─── DATA EXCERPT

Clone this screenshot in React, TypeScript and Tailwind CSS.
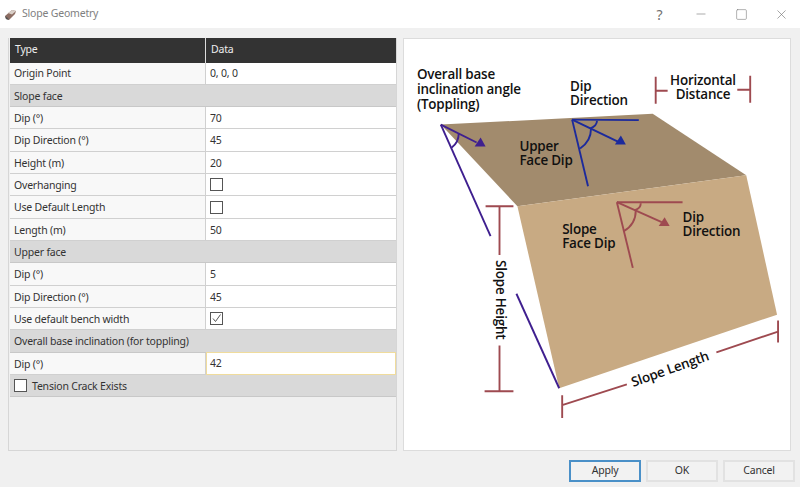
import { X, Minus, Square } from 'lucide-react'

type RowDef =
  | { kind: 'section'; label: string; check?: boolean }
  | { kind: 'text'; label: string; value: string; active?: boolean }
  | { kind: 'check'; label: string; checked: boolean }

const rows: RowDef[] = [
  { kind: 'text', label: 'Origin Point', value: '0, 0, 0' },
  { kind: 'section', label: 'Slope face' },
  { kind: 'text', label: 'Dip (°)', value: '70' },
  { kind: 'text', label: 'Dip Direction (°)', value: '45' },
  { kind: 'text', label: 'Height (m)', value: '20' },
  { kind: 'check', label: 'Overhanging', checked: false },
  { kind: 'check', label: 'Use Default Length', checked: false },
  { kind: 'text', label: 'Length (m)', value: '50' },
  { kind: 'section', label: 'Upper face' },
  { kind: 'text', label: 'Dip (°)', value: '5' },
  { kind: 'text', label: 'Dip Direction (°)', value: '45' },
  { kind: 'check', label: 'Use default bench width', checked: true },
  { kind: 'section', label: 'Overall base inclination (for toppling)' },
  { kind: 'text', label: 'Dip (°)', value: '42', active: true },
  { kind: 'section', label: 'Tension Crack Exists', check: true },
]

function CheckBox({ checked = false }: { checked?: boolean }) {
  return (
    <span className="flex h-[13px] w-[13px] items-center justify-center border border-[#555] bg-white">
      {checked && (
        <svg width="11" height="11" viewBox="0 0 11 11" fill="none" stroke="#555" strokeWidth="1">
          <path d="M2 5.5 L4.5 8.5 L9.5 1.5" />
        </svg>
      )}
    </span>
  )
}

function Row({ row }: { row: RowDef }) {
  if (row.kind === 'section') {
    return (
      <div className="flex h-[22.33px] items-center gap-[5px] border-b border-[#c8c8c8] bg-[#d9d9d9] pl-[4px]">
        {row.check && <CheckBox />}
        <span className="pt-[2px]">{row.label}</span>
      </div>
    )
  }
  return (
    <div className="flex h-[22.33px] border-b border-[#d0d0d0]">
      <div className="flex w-[196px] items-center border-r border-[#d0d0d0] bg-[#f8f8f8] pl-[4px] pt-[2px]">
        {row.label}
      </div>
      {row.kind === 'check' ? (
        <div className="flex flex-1 items-center bg-white pl-[4px]">
          <CheckBox checked={row.checked} />
        </div>
      ) : (
        <div
          className={
            row.active
              ? 'flex flex-1 items-center border border-[#f0dc9c] bg-white pl-[3px] -my-px'
              : 'flex flex-1 items-center bg-white pl-[4px] pt-[2px]'
          }
        >
          {row.value}
        </div>
      )}
    </div>
  )
}

function Diagram() {
  const red = '#9e4a50'
  const blue = '#1c2a9c'
  const purple = '#3f1f8f'
  return (
    <svg
      className="h-full w-full"
      viewBox="403 38 388 413"
      fontFamily="'Open Sans', 'Noto Sans', sans-serif"
      fontSize="13.5"
      fontWeight="600"
      fill="#111"
    >
      <polygon points="440,124 653,113 747,175 517,206" fill="#a28b6d" />
      <polygon points="517,206 747,175 778,315 559,389" fill="#c8aa83" />

      {/* toppling */}
      <g stroke={purple} strokeWidth="1.9" fill="none">
        <path d="M440 124 L490 236" />
        <path d="M516 294 L559 389" />
        <path d="M440 124 L476 142" />
        <path d="M458 133 Q458 142 451 147" />
      </g>
      <polygon points="485,146 474,146 480,137" fill={purple} />

      {/* upper face */}
      <g stroke={blue} strokeWidth="1.9" fill="none">
        <path d="M572 119 L639 119.5" />
        <path d="M572 119 L588 186" />
        <path d="M572 119 L618 141" />
        <path d="M597 120 Q597 125 590 128" />
        <path d="M591 128 Q591 141 580 148" />
      </g>
      <polygon points="626,144 615,144 621,135" fill={blue} />

      {/* slope face */}
      <g stroke={red} strokeWidth="1.9" fill="none">
        <path d="M617 202 L683 202" />
        <path d="M617 202 L633 268" />
        <path d="M617 202 L662 222" />
        <path d="M641 203 Q641 208 635 210" />
        <path d="M636 210 Q636 224 624 231" />
      </g>
      <polygon points="670,226 659,226 665,217" fill={red} />

      {/* dimensions */}
      <g stroke={red} strokeWidth="1.9" fill="none">
        <path d="M656 76 L656 103 M656 90 L668 90" />
        <path d="M751 75 L751 102 M738 89 L751 89" />
        <path d="M485 206 L513 206 M499 206 L499 255" />
        <path d="M499 346 L499 392 M484 392 L513 392" />
        <path d="M562 396 L562 419 M562 406 L627 385" />
        <path d="M717 353 L779 332 M779 321 L779 343" />
      </g>

      <text x="416" y="78">
        Overall base
        <tspan x="416" dy="15">inclination angle</tspan>
        <tspan x="416" dy="15">(Toppling)</tspan>
      </text>
      <text x="570" y="90">
        Dip
        <tspan x="570" dy="14">Direction</tspan>
      </text>
      <text x="703.5" y="84.5" textAnchor="middle">
        Horizontal
        <tspan x="703.5" dy="14">Distance</tspan>
      </text>
      <text x="519" y="151">
        Upper
        <tspan x="519" dy="13.5">Face Dip</tspan>
      </text>
      <text x="683" y="222">
        Dip
        <tspan x="683" dy="13.5">Direction</tspan>
      </text>
      <text x="562" y="234">
        Slope
        <tspan x="562" dy="14">Face Dip</tspan>
      </text>
      <text transform="translate(495 300) rotate(90)" textAnchor="middle">Slope Height</text>
      <text transform="translate(672 374) rotate(-19.5)" textAnchor="middle">Slope Length</text>
    </svg>
  )
}

function Button({ label, primary = false }: { label: string; primary?: boolean }) {
  return (
    <button
      className={
        primary
          ? 'h-[22px] w-[72px] border-2 border-[#4a90c8] bg-[#f2f2f2] text-[#333]'
          : 'h-[22px] w-[72px] border-2 border-[#e2e2e2] bg-[#f2f2f2] text-[#333]'
      }
    >
      {label}
    </button>
  )
}

export default function App() {
  return (
    <div className="flex h-[487px] w-[800px] flex-col overflow-hidden bg-[#f0f0f0] font-['Noto_Sans','Open_Sans',sans-serif] text-[10.5px] tracking-[-0.2px] text-[#333]">
      <div className="flex h-[28px] shrink-0 items-center bg-white pl-[4px]">
        <svg width="13" height="13" viewBox="0 0 13 13" className="mr-[5px]">
          <polygon points="1,8 8,2 12,3 11,6 5,12 2,11" fill="#8d6e63" />
          <polygon points="4,5 8,2 12,3 8,6.5" fill="#d9cfc8" />
          <polygon points="1,8 4,10 5,12 2,11" fill="#555" />
        </svg>
        <span className="text-[10.5px] text-[#808080]">Slope Geometry</span>
        <div className="ml-auto flex items-center text-[#707070]">
          <span className="flex w-[41px] justify-center text-[14px]">?</span>
          <span className="flex w-[41px] justify-center">
            <Minus size={14} strokeWidth={1} />
          </span>
          <span className="flex w-[41px] justify-center">
            <Square size={13} strokeWidth={1} />
          </span>
          <span className="flex w-[38px] justify-center">
            <X size={15} strokeWidth={1} />
          </span>
        </div>
      </div>

      <div className="mt-[10px] flex h-[413px] shrink-0 gap-[6px] pl-[8px] pr-[9px]">
        <div className="w-[389px] border-x border-b border-[#d6d6d6] pl-px">
          <div className="flex h-[24.5px] items-center bg-[#333] text-[#eee]">
            <div className="flex h-full w-[196px] items-center border-r border-[#ddd] pl-[5px]">Type</div>
            <div className="pl-[5px]">Data</div>
          </div>
          {rows.map((row, i) => (
            <Row key={i} row={row} />
          ))}
        </div>
        <div className="flex-1 border border-[#dcdcdc] bg-white">
          <Diagram />
        </div>
      </div>

      <div className="flex justify-end gap-[5px] pr-[5px] pt-[9px]">
        <Button label="Apply" primary />
        <Button label="OK" />
        <Button label="Cancel" />
      </div>
    </div>
  )
}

──────

THE EXERCISE:
Restate the data word for word from its first line through the line with "string; checked: boolean", leaving out any picture along the way.

SOLUTION TO THE EXERCISE:
Clone this screenshot in React, TypeScript and Tailwind CSS.
import { X, Minus, Square } from 'lucide-react'

type RowDef =
  | { kind: 'section'; label: string; check?: boolean }
  | { kind: 'text'; label: string; value: string; active?: boolean }
  | { kind: 'check'; label: string; checked: boolean }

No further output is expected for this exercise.